When I foster a dog (or two) or volunteer a bunch of time, I feel good. I'm also busier and have less time to spend money. I also crave less stuff. Maybe that is the connection.

I don't know, but whatever it is, I have never heard anyone complain that they volunteer too much. It makes my life better.

Crystal --

Old Limey may respond, but he and I have reached an understanding that we generally disagree on this topic and we'll go lightly on the other's feelings. ;-)

This is definitely an area where there needs to be a clear line drawn between someone who is rich (I might define this as wealthy) and someone with a very high income (many people would consider this person rich).

As a commercial banker, I come across many small business owners who are very wealthy. I also come across many small business owners who have created very little wealth but generate a solid income for themselves each year ($300k+).

Almost without fail, the folks who generate a high income but have little tangible wealth give almost nothing (think less than $500 per year). Most have hughe houses, lake houses, boats etc. that have them essentially living paycheck to paycheck.

The folks with true long term tangible wealth are always more generous.

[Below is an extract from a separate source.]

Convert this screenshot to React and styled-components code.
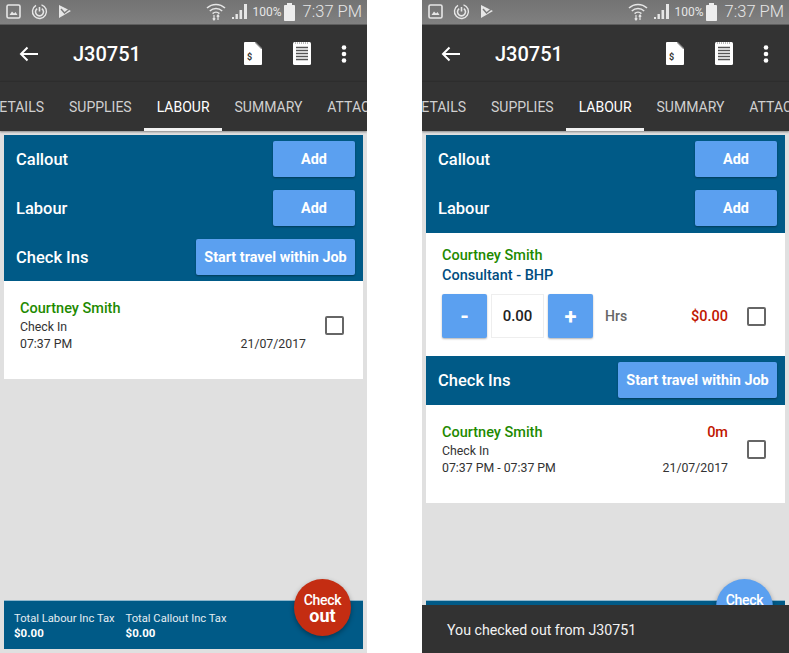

but i think that you should be wise in your giving and not give without thinking of ways to meet your needs and having an investment portfolio that is well tended. i am conpletely for giving.....wisely

I, like Old Limey, disagree with this... Like FMF says 'The concept makes absolutely no sense mathematically' and that's how I think. Most engineers (at least the ones I know and talk to about finance) agree that it makes no "logical" sense. I've referred many to this site when posting about this topic and most write back saying that these people are most likely already rich and are trying to lower their tax bracket.

I dont necessarily agree with that statement either, but it does make more sense to the "engineer / mathematical" mind. Maybe FMF can give his explanation on how it's worked for him or anyone that he knows, cause I have not yet found anyone willing to explain the rational to me in terms I can believe or understand.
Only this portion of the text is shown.